Employee monitoring comes in many forms now. Web site logging and email scans have evolved into text scanning, keystroke loggers, screen captures, phone call logging and the like. Location tracking can be enabled via company-issued smart phones with GPS capability. Companies are even looking at posts on social networks and blogs, whether done on company time or not.
IT staffers are in the middle of this because they have the tools and the knowledge to make it work. But according to the article, while security specialists consider it to be part of the job, others, like network administrators, say it’s not what they signed up for. Many are uncomfortable with what they say feels like spying on their fellow workers.

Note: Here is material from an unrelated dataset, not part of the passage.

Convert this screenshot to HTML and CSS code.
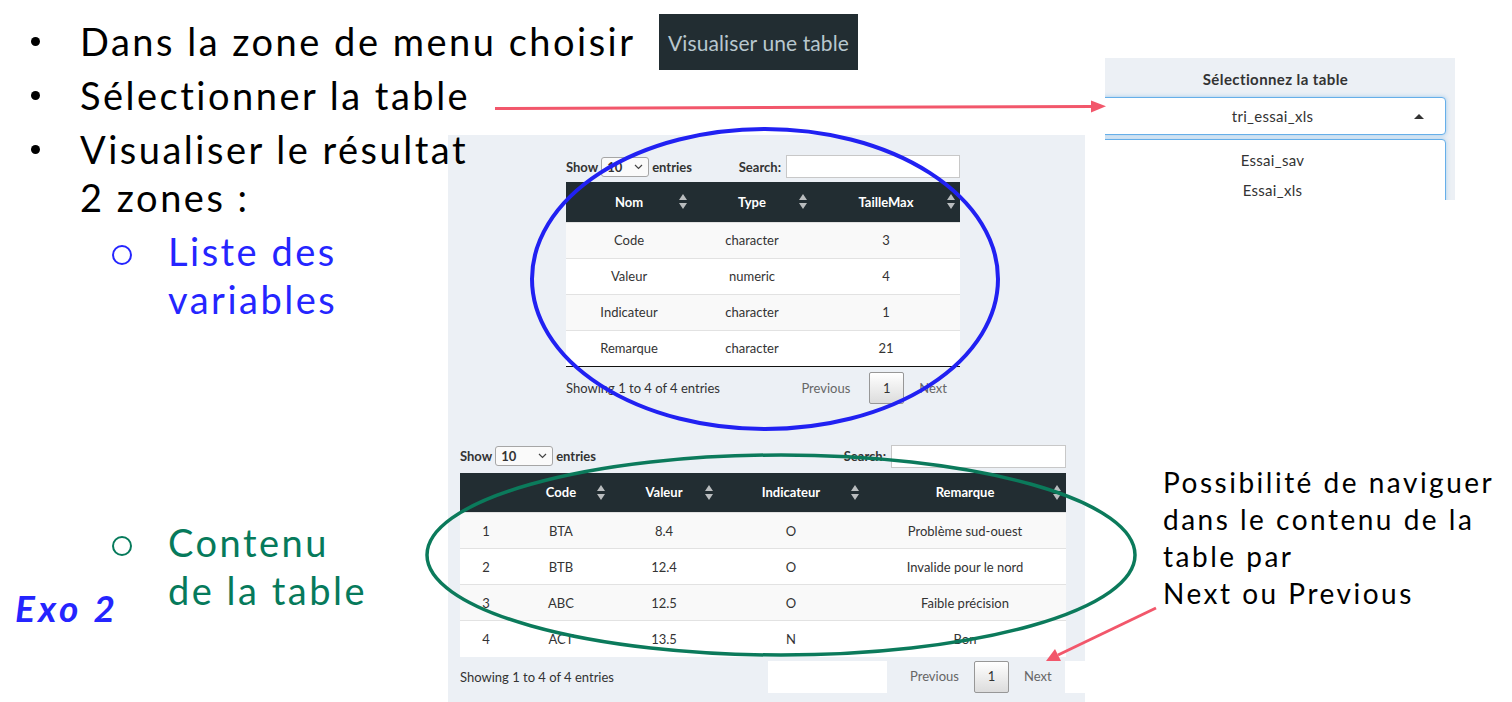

A big distinction can be made based on how the monitoring is disclosed to the workforce. If done in secret, I think IT staffs are justified in being concerned. Unless you’ve been hired as a surveillance operative, you have a right to object to being turned into one.
Moreover, if the corporate culture is one in which management feels secret surveillance is both appropriate and necessary, then the problem – and the potential organizational dysfunction – goes deeper than the potential violation of a computer use policy.
Full disclosure of the monitoring program to the workforce makes things a little better organizationally – “you can’t say we didn’t warn you!” – but the discomfort with being in this role will not entirely go away for IT. I think a reasonable (not big-brother-ish) policy, which is fully disclosed (and frequently restated), combined with transparent practices and even-handed enforcement is key.
And ideally, IT staffers should be specialists in administering these programs and practices, and hired with full knowledge that this will be their role. You wouldn’t put an untrained cop on the beat and you shouldn’t put these serious IT tools into the hands of people who are unfamiliar with their use – or unhappy with using them.